No, if you want to find an actual MPDG in Greek Mythology, to me there’s no better example than the goddess Aphrodite.
Aphrodite is popularly known as the goddess of love and beauty in Greek Mythology, and most people know her as the one who, in tandem with her son Eros (or Cupid), causes people to fall in love.
That’s a start. But there’s more.
In one of the loveliest poems we have from the ancient world, the Homeric Hymn to Aphrodite, the story is told of how Zeus determines to knock Aphrodite down a peg or two in the power department. She is able to make even him fall in love, and that rankles him. So he shows his power by making her fall in love with a human, just as she did with him.

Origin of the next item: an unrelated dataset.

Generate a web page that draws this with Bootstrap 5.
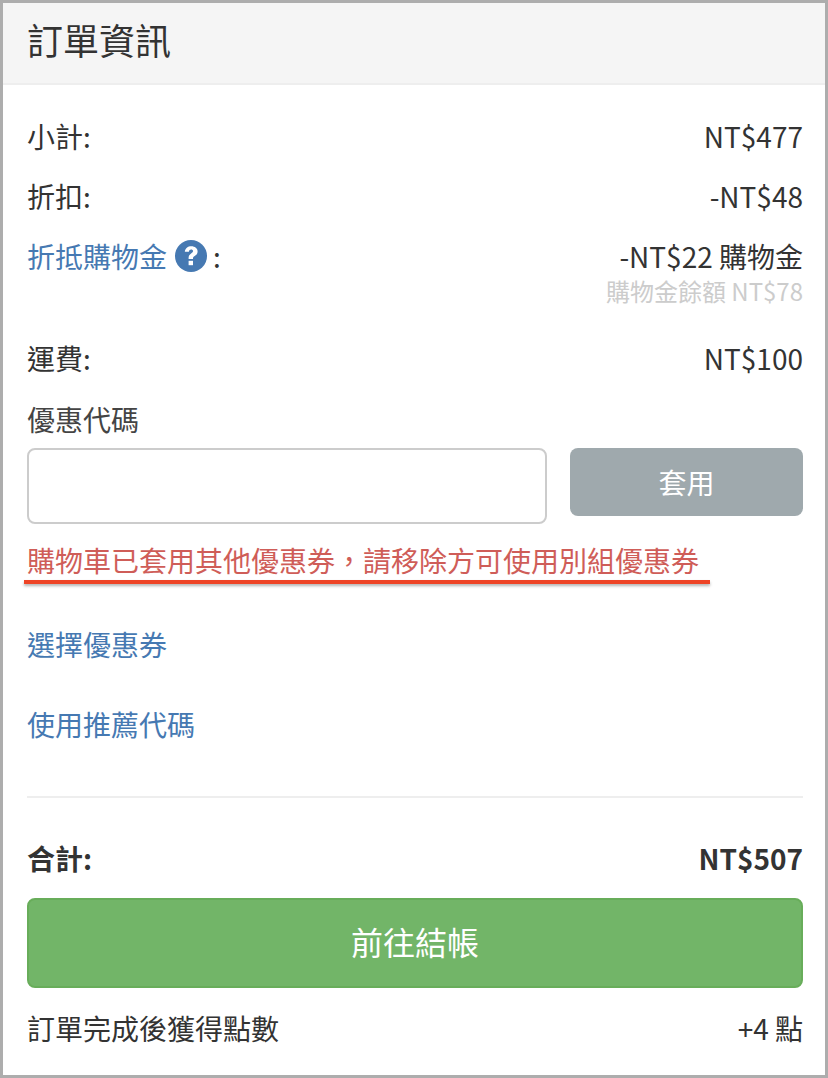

The human is named Anchises, a prince from the city of Troy. Though he is a prince, he is sort of a smelly shepherd type, which is the whole point from Zeus’s point of view. He wants to humiliate her.
But she makes the best of it by putting on her best MPDG persona. Listen to this description of her (as Natalie Portman once said, “It’ll change your life”!):
And Aphrodite, the daughter of Zeus stood before [Anchises], being like a pure maiden in height and mien, that he should not be frightened when he took heed of her with his eyes. Now when Anchises saw her, he marked her well and wondered at her mien and height and shining garments. For she was clad in a robe out-shining the brightness of fire, a splendid robe of gold, enriched with all manner of needlework, which shimmered like the moon over her tender breasts, a marvel to see. Also she wore twisted brooches and shining earrings in the form of flowers; and round her soft throat were lovely necklaces.
Beautiful, stylish, well-dressed, young, and above all, unthreatening. Check, check, and check. Note also that she comes up to him, rather than the opposite, a definite characteristic of MPDGs that the video emphasizes.
Like boyfriends of MPDGs, Anchises doesn’t start off thinking he is going to get lucky with this dream girl. Instead, he accurately sees her as a goddess. He says:
I will make you an altar upon a high peak in a far seen place, and will sacrifice rich offerings to you at all seasons. And do you feel kindly towards me and grant that I may become a man very eminent among the Trojans, and give me strong offspring for the time to come.
As the video remarks,
Even if they’re played by supernaturally beautiful actresses, men often react to their seductive whimsey with reluctance, or bafflement.
So Aphrodite has to play the harmless ingenue:
Anchises, most glorious of all men born on earth, know that I am no goddess: why do you liken me to the deathless ones? Nay, I am but a mortal, and a woman was the mother that bare me.
She then goes on to offer herself to him as a bride, and a very advantageous one at that, with a fictional father who will give him “gold aplenty” and other nice bride gifts. There seem to be no strings attached. The MPDG Aphrodite has magically appeared and it is the smelly shepherd’s lucky day.
But the poet makes sure to note that it isn’t the gifts that convince Anchises to go to bed with Aphrodite: it’s her legendary power:
When she had so spoken, the goddess put sweet desire in his heart. And Anchises was seized with love…
And there’s a very nice paragraph, very cinematic in its way, of the beautiful, sexy moment they share in Anchises’ cave as they consummate their desire.
The next morning, of course, it’s back to Aphrodite the powerful goddess, since she has done what Zeus wanted her to do.
But her MPDG duty is not quite finished.
She explains to Anchises what has happened and how this is not really that big a thing, since mortals and immortals have a long history of coupling. She can’t be his wife—it wouldn’t be right—but as consolation she will bear him a son, the demigod Aeneas, who ends up as the founder of the Roman race.
So Anchises doesn’t need to support or love the mother of his child. She goes on her way, not really needing anything from him at all, but giving him a lot in return.
Shades of that supernaturally beautiful woman Charlize Theron in “Sweet November,” where she changes Keanu Reeves’ life and then tragically but magically disappears.
For a Greek myth, the Homeric Hymn to Aphrodite is unusually gentle, emphasizing the power of Aphrodite as a creative rather than destructive force. But the hymn also helps us moderns to understand that the wonderful qualities of some real women to be simultaneously quirky, outgoing, and emotionally resilient is actually quite extraordinary, dare I say even goddess-like.
And what about the Manic Pixie Dream Priest? Odd as it sounds, the moniker makes sense. Go find her account and you’ll see.